__INSTRUCTIONS TO FOLLOW__.
Your task is to reproduce, verbatim and without pictures, the lines from the opening of the listing through the line containing "string; name: string;".

__DATASET EXTRACT__.
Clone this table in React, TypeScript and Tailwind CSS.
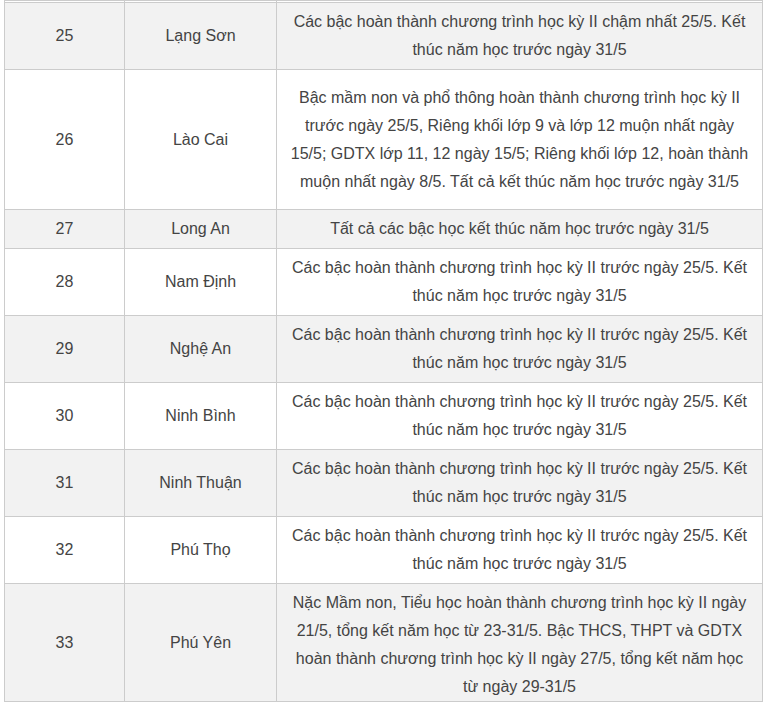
type Row = { no: string; name: string; text: string; pad?: string };

const rows: Row[] = [
  { no: "25", name: "Lạng Sơn", text: "Các bậc hoàn thành chương trình học kỳ II chậm nhất 25/5. Kết thúc năm học trước ngày 31/5" },
  {
    no: "26",
    name: "Lào Cai",
    text: "Bậc mầm non và phổ thông hoàn thành chương trình học kỳ II trước ngày 25/5, Riêng khối lớp 9 và lớp 12 muộn nhất ngày 15/5; GDTX lớp 11, 12 ngày 15/5; Riêng khối lớp 12, hoàn thành muộn nhất ngày 8/5. Tất cả kết thúc năm học trước ngày 31/5",
    pad: "py-[13.5px]",
  },
  { no: "27", name: "Long An", text: "Tất cả các bậc học kết thúc năm học trước ngày 31/5" },
  { no: "28", name: "Nam Định", text: "Các bậc hoàn thành chương trình học kỳ II trước ngày 25/5. Kết thúc năm học trước ngày 31/5" },
  { no: "29", name: "Nghệ An", text: "Các bậc hoàn thành chương trình học kỳ II trước ngày 25/5. Kết thúc năm học trước ngày 31/5" },
  { no: "30", name: "Ninh Bình", text: "Các bậc hoàn thành chương trình học kỳ II trước ngày 25/5. Kết thúc năm học trước ngày 31/5" },
  { no: "31", name: "Ninh Thuận", text: "Các bậc hoàn thành chương trình học kỳ II trước ngày 25/5. Kết thúc năm học trước ngày 31/5" },
  { no: "32", name: "Phú Thọ", text: "Các bậc hoàn thành chương trình học kỳ II trước ngày 25/5. Kết thúc năm học trước ngày 31/5" },
  {
    no: "33",
    name: "Phú Yên",
    text: "Nặc Mầm non, Tiểu học hoàn thành chương trình học kỳ II ngày 21/5, tổng kết năm học từ 23-31/5. Bậc THCS, THPT và GDTX hoàn thành chương trình học kỳ II ngày 27/5, tổng kết năm học từ ngày 29-31/5",
    pad: "pt-[5px] pb-0",
  },
];

export default function App() {
  return (
    <div className="h-[704px] w-[764px] overflow-hidden bg-white pl-[4px] font-['Liberation_Sans',Arial,sans-serif] text-[16px] leading-[28px] text-[#444]">
      <table className="w-[759px] table-fixed border-collapse">
        <colgroup>
          <col className="w-[120px]" />
          <col className="w-[152px]" />
          <col />
        </colgroup>
        <tbody>
          <tr className="h-[2px] bg-white">
            <td className="border border-[#cccccc] p-0" />
            <td className="border border-[#cccccc] p-0" />
            <td className="border border-[#cccccc] p-0" />
          </tr>
          {rows.map((r, i) => (
            <tr key={r.no} className={i % 2 === 0 ? "bg-[#f2f2f2]" : "bg-white"}>
              <td className="border border-[#cccccc] px-2 py-[5px] text-center align-middle">{r.no}</td>
              <td className="border border-[#cccccc] px-2 py-[5px] text-center align-middle">{r.name}</td>
              <td className={`border border-[#cccccc] px-3 text-center align-middle ${r.pad ?? "py-[5px]"}`}>
                {r.text}
              </td>
            </tr>
          ))}
        </tbody>
      </table>
    </div>
  );
}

__RESULT BELOW__.
Clone this table in React, TypeScript and Tailwind CSS.
type Row = { no: string; name: string; text: string; pad?: string };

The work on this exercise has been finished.